__TASK GOAL__.
Select every line containing the word "components" from the material, and copy those lines.

__DATA ENTRIES__.
☆ ☆ ☆ ☆ ☆ ☆ ☆

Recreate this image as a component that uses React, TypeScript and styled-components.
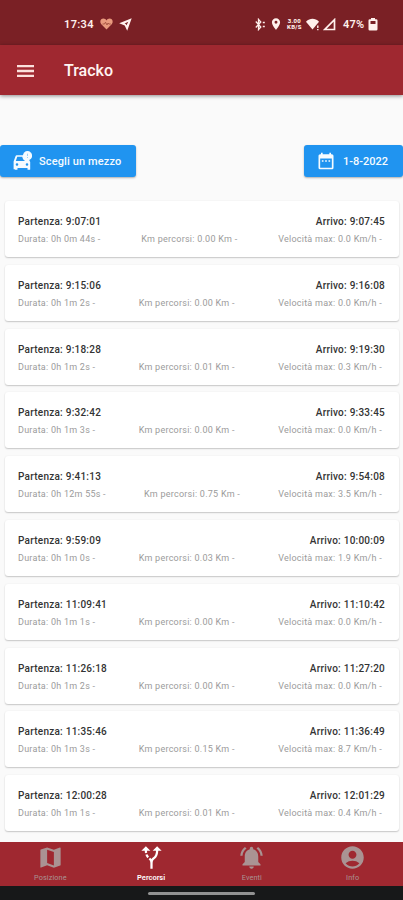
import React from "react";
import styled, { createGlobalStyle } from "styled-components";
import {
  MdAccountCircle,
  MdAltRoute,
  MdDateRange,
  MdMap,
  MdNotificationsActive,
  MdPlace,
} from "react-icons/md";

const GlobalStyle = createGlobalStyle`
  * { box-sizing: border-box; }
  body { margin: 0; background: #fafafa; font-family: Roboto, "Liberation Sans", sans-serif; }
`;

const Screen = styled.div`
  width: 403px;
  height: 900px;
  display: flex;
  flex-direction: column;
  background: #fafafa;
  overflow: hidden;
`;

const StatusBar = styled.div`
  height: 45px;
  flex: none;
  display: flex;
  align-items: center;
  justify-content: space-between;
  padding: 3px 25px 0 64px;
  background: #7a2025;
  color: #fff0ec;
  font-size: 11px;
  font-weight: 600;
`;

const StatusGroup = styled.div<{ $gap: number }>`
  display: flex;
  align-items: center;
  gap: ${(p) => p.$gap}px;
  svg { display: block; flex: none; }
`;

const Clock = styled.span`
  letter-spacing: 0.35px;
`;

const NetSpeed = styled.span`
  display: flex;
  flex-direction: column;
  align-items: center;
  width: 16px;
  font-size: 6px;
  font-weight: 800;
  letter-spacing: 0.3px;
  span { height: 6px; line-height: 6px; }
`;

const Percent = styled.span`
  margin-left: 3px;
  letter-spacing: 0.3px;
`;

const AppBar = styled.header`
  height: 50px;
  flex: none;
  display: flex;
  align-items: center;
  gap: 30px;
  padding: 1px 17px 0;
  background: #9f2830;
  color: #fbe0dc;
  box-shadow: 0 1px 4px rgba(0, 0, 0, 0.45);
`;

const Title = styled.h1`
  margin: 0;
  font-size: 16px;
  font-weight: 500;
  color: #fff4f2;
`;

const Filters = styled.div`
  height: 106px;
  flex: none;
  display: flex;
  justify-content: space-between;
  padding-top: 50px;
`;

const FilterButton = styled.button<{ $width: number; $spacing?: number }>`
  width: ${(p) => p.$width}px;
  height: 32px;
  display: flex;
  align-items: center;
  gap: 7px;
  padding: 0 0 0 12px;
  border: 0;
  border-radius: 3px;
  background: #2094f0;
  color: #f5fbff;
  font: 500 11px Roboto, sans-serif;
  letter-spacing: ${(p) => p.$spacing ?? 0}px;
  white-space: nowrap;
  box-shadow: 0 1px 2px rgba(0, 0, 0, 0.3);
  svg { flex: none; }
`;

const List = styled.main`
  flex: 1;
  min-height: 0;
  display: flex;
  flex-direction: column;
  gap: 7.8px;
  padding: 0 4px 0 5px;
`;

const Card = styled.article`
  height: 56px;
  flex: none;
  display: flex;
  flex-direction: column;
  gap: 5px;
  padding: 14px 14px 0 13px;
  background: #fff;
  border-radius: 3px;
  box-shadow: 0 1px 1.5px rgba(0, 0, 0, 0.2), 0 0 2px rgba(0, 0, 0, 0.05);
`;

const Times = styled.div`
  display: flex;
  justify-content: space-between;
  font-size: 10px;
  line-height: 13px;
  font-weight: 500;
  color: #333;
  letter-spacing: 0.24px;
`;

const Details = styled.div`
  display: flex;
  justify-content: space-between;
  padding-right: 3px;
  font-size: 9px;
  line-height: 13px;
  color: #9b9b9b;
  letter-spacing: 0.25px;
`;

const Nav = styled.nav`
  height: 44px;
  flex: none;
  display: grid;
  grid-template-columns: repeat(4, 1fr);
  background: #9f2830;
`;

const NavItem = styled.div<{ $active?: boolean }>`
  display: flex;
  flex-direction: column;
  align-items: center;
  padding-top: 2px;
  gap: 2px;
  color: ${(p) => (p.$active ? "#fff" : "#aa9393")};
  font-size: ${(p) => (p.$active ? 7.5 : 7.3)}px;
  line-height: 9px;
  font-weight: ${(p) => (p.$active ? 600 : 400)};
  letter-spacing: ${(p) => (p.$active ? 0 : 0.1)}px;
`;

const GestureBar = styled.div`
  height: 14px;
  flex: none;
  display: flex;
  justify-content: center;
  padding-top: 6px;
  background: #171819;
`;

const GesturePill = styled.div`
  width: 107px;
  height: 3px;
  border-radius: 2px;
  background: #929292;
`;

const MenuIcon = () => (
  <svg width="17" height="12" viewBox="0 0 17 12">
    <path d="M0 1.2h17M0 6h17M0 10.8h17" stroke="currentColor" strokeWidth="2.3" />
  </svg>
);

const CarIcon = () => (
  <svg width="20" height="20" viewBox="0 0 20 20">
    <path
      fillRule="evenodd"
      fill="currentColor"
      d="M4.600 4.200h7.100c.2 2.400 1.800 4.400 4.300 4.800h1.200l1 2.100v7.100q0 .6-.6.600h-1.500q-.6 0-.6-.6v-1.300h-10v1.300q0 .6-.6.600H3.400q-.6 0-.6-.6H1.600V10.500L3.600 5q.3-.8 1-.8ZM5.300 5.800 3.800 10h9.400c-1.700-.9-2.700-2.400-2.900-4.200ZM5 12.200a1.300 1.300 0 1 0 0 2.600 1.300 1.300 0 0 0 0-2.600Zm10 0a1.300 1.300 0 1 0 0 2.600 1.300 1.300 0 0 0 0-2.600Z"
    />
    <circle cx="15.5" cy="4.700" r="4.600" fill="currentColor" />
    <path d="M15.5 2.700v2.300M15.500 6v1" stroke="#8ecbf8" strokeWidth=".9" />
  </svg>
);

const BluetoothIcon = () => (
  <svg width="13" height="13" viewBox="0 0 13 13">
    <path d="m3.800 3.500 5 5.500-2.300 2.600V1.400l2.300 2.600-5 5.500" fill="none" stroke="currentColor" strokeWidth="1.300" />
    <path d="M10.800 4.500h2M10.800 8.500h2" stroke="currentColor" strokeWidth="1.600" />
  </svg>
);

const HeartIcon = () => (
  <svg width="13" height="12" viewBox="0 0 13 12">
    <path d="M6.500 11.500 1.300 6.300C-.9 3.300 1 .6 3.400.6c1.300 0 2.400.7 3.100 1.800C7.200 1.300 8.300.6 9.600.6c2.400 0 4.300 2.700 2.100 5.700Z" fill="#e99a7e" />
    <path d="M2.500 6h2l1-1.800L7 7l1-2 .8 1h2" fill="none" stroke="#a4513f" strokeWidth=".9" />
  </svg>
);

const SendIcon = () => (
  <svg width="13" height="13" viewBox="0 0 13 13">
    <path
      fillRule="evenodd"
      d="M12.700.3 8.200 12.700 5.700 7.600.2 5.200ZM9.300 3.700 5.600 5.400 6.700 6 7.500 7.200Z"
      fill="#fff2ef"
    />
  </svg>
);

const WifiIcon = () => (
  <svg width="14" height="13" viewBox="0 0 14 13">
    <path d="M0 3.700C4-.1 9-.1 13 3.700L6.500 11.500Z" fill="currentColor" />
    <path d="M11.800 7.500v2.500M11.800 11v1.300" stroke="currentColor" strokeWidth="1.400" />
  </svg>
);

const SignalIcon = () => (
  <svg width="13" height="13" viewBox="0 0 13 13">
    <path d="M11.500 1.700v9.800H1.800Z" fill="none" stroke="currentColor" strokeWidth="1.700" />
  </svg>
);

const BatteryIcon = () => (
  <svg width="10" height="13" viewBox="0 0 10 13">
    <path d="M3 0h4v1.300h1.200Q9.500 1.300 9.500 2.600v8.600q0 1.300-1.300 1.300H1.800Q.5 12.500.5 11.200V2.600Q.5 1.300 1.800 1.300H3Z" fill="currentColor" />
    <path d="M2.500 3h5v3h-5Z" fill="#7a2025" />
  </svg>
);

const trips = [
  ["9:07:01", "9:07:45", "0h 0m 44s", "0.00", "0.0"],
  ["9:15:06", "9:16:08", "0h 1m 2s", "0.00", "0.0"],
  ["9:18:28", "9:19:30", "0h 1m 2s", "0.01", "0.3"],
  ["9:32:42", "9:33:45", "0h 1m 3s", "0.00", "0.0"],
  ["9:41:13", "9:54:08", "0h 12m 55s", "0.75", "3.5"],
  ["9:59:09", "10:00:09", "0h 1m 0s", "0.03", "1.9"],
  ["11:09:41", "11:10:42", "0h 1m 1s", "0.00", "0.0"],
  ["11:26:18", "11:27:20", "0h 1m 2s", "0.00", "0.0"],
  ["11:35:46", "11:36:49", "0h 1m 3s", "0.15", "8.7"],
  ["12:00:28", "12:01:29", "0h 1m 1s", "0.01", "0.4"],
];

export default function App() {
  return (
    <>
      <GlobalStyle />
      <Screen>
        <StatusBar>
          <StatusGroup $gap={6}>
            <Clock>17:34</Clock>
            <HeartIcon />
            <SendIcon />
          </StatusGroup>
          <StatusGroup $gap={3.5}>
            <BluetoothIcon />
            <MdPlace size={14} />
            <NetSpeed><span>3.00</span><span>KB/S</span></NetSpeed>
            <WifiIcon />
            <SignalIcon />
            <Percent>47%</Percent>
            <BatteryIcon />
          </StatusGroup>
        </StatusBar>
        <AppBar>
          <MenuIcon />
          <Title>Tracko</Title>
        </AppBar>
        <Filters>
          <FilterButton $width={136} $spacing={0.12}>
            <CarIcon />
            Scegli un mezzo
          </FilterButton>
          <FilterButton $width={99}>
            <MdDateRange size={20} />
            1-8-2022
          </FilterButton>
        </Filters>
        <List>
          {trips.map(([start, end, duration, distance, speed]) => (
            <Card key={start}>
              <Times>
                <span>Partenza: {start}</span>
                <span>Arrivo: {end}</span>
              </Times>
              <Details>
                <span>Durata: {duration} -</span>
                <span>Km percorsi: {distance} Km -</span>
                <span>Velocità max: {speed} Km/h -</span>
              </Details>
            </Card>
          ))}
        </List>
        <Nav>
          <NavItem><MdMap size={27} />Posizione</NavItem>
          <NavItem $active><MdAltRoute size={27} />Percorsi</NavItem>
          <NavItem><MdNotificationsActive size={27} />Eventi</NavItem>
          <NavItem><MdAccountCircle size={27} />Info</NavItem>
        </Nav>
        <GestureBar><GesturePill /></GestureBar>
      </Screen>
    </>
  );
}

☆ ☆ ☆ ☆ ☆ ☆ ☆

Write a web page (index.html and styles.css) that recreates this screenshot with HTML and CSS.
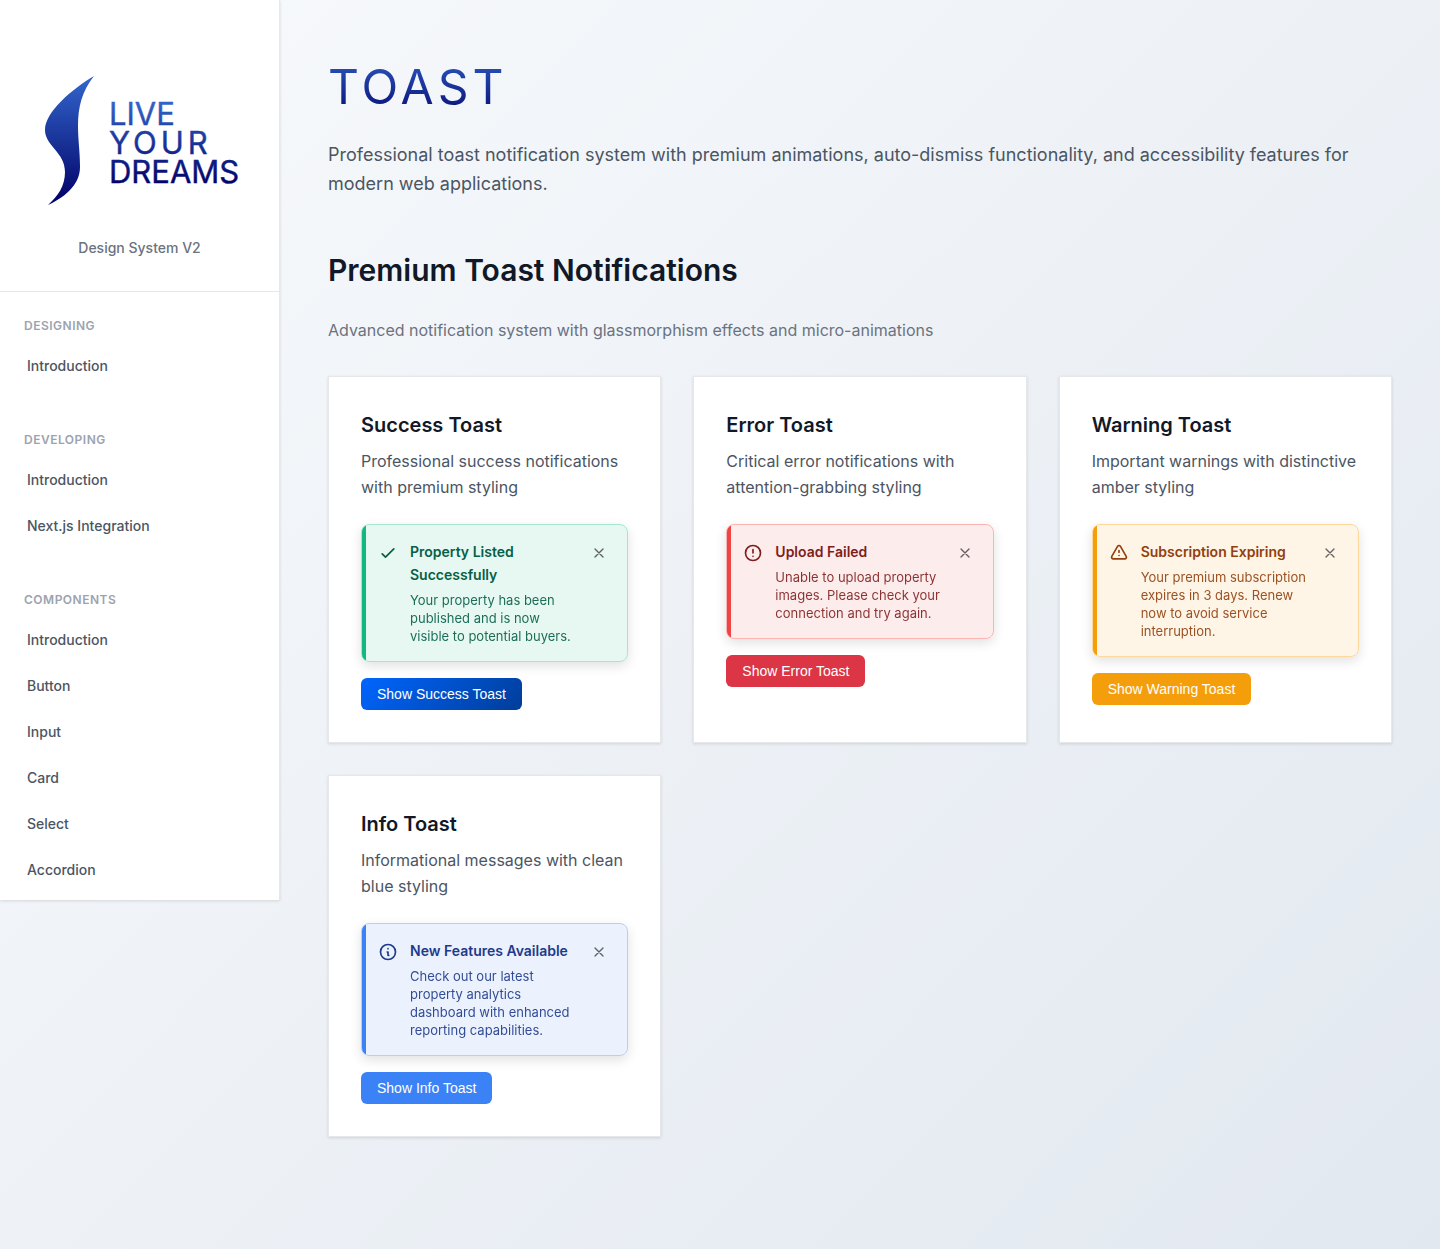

☆ ☆ ☆ ☆ ☆ ☆ ☆

__CORRECT OUTPUT__.
Recreate this image as a component that uses React, TypeScript and styled-components.
import styled, { createGlobalStyle } from "styled-components";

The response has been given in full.